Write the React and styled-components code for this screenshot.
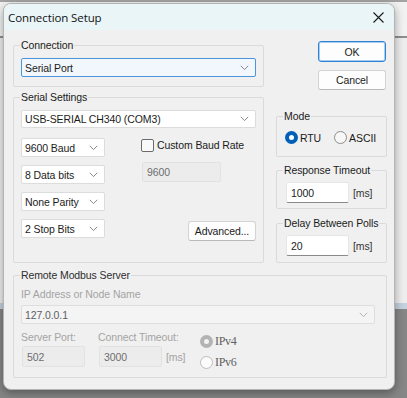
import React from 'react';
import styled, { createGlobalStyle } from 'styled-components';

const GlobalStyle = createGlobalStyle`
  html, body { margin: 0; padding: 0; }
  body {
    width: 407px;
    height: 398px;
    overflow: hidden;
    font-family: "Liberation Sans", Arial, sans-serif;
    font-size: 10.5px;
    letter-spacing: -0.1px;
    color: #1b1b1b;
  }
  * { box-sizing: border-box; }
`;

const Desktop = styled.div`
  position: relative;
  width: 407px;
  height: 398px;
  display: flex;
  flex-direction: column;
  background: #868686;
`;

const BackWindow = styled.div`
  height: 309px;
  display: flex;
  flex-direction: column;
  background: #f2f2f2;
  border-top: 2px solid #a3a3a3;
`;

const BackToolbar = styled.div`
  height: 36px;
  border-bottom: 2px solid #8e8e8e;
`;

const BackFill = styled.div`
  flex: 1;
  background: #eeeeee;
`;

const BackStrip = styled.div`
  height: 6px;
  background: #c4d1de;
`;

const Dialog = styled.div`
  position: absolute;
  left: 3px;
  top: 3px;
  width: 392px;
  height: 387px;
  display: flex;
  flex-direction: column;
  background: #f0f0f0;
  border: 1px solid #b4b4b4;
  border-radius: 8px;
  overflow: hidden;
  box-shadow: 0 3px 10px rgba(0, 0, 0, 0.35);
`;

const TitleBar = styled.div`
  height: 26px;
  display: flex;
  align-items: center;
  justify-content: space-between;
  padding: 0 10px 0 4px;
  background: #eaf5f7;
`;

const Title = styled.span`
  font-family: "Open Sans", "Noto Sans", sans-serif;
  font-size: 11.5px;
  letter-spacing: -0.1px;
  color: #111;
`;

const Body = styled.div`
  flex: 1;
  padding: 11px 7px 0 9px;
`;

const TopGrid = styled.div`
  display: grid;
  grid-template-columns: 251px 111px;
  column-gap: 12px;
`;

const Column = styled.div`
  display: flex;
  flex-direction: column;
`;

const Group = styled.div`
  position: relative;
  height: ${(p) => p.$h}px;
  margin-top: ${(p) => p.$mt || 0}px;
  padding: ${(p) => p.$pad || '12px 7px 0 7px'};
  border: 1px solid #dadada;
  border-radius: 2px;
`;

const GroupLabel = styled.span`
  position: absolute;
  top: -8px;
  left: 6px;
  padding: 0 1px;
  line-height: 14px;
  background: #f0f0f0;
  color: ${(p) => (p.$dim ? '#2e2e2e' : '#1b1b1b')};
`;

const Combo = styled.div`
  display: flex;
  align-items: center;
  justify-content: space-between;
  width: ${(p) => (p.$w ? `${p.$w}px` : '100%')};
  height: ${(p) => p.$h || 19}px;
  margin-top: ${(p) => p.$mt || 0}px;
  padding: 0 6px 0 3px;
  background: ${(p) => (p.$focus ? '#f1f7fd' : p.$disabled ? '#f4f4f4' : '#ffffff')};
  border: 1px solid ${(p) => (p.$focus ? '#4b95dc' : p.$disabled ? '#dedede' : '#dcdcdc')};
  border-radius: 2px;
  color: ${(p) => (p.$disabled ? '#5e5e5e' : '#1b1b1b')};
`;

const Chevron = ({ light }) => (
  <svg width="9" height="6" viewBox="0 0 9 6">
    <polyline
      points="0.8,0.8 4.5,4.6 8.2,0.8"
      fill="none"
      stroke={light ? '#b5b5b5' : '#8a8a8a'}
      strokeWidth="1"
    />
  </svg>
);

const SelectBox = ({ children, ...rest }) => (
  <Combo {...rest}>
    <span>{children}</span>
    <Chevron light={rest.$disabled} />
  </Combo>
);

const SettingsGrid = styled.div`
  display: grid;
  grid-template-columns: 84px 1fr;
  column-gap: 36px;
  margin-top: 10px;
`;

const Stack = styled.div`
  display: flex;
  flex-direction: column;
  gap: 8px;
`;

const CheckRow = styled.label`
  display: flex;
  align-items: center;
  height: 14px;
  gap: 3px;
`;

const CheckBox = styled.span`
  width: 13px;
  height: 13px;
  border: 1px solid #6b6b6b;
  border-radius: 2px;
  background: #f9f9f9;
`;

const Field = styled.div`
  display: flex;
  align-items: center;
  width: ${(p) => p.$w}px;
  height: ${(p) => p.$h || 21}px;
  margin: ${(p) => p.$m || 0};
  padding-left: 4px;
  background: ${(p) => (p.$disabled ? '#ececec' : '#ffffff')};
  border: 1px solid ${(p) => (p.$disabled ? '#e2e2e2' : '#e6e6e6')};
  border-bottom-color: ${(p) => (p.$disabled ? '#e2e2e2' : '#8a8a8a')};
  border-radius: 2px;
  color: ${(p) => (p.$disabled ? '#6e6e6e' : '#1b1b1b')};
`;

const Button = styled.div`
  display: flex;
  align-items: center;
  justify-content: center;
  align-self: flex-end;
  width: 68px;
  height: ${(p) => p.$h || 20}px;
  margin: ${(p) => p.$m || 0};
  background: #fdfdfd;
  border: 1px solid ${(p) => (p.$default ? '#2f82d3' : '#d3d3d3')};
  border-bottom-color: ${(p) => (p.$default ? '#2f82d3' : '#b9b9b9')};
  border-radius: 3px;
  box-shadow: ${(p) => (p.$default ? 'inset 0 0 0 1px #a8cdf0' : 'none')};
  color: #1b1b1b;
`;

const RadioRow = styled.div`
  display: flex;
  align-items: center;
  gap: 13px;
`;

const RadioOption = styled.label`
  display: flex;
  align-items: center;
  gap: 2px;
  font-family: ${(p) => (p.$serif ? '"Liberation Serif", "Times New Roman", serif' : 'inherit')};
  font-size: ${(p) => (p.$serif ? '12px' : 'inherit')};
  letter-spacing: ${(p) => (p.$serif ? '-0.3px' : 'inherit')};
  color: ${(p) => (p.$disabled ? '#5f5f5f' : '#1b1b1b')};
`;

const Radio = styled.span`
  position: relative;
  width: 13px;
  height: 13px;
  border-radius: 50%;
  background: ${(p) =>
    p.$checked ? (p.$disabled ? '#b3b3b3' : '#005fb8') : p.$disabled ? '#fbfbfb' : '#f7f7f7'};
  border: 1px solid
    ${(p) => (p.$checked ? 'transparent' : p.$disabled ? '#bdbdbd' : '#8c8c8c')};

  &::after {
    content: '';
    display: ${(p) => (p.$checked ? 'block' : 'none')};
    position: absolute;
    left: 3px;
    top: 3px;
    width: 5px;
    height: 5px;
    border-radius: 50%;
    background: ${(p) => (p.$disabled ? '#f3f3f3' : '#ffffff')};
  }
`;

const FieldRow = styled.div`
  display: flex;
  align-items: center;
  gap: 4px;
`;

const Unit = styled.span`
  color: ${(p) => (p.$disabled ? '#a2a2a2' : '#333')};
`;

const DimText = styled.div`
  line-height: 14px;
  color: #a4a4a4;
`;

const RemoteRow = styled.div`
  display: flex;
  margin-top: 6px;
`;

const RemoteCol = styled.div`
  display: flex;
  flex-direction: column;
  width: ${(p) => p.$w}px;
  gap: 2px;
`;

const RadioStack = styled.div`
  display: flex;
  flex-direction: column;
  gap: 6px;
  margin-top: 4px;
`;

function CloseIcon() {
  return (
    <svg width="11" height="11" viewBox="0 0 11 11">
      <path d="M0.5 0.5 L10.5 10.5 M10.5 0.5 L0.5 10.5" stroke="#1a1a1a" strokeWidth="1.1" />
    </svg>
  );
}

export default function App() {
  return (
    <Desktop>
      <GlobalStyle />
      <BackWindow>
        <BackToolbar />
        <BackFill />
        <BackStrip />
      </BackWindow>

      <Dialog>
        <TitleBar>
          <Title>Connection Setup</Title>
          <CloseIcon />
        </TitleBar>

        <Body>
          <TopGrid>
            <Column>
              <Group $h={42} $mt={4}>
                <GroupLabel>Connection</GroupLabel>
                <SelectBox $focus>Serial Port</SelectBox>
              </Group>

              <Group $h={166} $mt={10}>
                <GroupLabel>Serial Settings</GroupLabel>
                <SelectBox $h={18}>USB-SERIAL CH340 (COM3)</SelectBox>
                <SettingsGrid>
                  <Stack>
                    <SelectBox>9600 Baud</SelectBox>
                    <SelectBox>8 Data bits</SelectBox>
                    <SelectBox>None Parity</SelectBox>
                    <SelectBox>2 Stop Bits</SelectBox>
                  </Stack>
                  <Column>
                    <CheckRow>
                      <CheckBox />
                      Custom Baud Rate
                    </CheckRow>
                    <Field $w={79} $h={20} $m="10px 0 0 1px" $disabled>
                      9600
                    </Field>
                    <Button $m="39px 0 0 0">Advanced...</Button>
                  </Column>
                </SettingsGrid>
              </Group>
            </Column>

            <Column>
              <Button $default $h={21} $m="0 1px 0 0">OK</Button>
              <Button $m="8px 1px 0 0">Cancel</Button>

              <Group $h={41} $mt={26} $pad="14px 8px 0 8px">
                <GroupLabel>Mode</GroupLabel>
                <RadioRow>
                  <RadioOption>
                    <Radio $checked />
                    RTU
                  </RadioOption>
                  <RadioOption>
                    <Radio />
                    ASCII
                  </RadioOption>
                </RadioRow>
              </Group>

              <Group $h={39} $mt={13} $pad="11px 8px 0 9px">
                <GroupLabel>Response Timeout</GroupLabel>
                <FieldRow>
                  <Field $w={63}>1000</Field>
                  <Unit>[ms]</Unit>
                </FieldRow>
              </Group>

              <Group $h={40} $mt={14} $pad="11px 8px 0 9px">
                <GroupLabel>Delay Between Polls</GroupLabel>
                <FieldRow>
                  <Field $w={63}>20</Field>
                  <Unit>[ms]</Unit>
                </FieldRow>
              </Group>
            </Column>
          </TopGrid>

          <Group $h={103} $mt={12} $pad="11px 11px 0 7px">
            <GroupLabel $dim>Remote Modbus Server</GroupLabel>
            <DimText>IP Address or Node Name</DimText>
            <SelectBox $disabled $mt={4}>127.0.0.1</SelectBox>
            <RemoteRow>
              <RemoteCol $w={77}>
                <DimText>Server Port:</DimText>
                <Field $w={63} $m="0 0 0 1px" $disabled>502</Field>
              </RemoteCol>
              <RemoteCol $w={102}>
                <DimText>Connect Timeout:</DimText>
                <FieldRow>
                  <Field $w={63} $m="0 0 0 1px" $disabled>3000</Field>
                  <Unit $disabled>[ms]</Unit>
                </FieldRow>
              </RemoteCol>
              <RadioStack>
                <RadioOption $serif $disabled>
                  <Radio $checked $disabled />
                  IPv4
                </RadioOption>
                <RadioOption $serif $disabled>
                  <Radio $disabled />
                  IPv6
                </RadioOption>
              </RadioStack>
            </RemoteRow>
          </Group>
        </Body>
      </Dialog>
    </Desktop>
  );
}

----------

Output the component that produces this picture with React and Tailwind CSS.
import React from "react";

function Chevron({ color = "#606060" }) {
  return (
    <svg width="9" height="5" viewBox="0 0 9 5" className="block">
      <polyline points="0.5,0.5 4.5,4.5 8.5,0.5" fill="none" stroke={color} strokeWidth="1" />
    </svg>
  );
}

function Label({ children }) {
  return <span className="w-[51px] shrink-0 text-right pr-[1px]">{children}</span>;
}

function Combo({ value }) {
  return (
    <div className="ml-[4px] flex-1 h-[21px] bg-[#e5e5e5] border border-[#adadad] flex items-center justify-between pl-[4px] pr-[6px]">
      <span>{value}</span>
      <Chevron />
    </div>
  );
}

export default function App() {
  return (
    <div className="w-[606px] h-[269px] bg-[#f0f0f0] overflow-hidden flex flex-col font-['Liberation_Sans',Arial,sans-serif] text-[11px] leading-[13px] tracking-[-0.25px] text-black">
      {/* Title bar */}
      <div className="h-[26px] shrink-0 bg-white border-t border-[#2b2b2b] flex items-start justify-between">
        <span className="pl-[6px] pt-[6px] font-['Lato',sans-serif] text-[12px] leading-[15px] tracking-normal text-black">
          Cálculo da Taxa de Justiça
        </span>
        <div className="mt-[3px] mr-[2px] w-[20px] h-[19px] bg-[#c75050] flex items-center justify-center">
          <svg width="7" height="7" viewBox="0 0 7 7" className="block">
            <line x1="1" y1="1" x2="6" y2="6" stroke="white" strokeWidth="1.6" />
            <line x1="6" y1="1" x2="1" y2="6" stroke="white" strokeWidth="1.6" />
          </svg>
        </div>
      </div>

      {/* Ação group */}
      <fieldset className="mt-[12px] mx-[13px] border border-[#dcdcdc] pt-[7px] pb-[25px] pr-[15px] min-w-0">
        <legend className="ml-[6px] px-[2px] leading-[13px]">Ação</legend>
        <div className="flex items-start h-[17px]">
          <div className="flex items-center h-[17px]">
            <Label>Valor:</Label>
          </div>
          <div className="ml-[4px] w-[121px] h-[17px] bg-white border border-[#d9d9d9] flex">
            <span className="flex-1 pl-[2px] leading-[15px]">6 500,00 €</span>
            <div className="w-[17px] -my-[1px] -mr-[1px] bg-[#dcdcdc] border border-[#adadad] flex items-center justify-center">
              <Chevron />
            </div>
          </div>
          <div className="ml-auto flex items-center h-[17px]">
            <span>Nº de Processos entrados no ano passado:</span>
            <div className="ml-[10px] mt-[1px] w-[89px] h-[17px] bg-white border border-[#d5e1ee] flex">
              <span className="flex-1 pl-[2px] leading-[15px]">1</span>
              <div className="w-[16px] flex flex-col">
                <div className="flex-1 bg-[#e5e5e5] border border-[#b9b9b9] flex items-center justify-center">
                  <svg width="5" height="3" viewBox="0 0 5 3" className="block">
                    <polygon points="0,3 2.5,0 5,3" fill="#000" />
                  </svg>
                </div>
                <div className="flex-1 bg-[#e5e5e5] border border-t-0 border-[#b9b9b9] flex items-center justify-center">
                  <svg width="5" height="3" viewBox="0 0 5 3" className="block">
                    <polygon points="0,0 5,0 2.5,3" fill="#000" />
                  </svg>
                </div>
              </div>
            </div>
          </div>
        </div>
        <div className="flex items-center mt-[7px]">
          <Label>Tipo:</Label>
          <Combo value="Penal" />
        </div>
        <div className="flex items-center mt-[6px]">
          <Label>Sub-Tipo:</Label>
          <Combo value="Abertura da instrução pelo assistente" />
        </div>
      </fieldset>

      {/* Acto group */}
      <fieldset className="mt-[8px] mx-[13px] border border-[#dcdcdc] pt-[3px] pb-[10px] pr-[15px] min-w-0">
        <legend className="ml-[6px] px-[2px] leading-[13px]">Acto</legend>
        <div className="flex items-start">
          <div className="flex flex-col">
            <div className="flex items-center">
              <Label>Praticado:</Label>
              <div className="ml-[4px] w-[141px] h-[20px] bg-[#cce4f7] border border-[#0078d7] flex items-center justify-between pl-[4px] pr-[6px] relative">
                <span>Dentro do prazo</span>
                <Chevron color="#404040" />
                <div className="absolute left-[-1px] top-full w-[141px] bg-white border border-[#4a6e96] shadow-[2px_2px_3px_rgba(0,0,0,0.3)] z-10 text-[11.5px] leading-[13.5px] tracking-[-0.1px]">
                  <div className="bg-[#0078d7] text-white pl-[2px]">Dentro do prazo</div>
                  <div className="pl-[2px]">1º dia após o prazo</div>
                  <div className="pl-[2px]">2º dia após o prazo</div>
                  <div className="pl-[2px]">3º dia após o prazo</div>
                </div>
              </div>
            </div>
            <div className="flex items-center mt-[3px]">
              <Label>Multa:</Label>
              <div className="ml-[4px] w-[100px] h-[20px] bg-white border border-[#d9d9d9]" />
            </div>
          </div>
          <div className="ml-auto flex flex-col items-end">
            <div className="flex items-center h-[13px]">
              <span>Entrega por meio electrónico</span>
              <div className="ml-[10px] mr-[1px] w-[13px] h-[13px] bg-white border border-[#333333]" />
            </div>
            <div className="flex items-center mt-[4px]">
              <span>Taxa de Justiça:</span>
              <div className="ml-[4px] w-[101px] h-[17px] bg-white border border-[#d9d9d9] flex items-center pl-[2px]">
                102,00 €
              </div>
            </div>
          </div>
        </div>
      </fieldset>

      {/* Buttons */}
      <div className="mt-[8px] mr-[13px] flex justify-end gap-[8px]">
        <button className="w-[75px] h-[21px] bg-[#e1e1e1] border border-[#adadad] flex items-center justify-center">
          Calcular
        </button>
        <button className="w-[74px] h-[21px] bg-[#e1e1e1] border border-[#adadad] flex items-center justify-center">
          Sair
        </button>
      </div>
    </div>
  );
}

----------

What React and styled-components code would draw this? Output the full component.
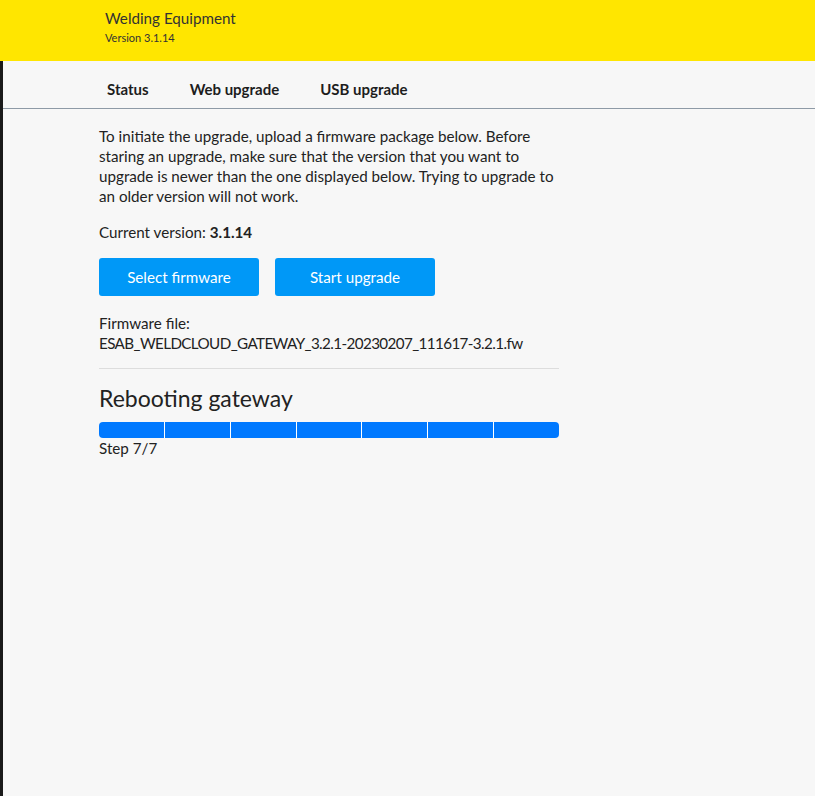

----------

Identify and copy the lines holding the word "Output".

» EXERCISE SOLUTION
Output the component that produces this picture with React and Tailwind CSS.
What React and styled-components code would draw this? Output the full component.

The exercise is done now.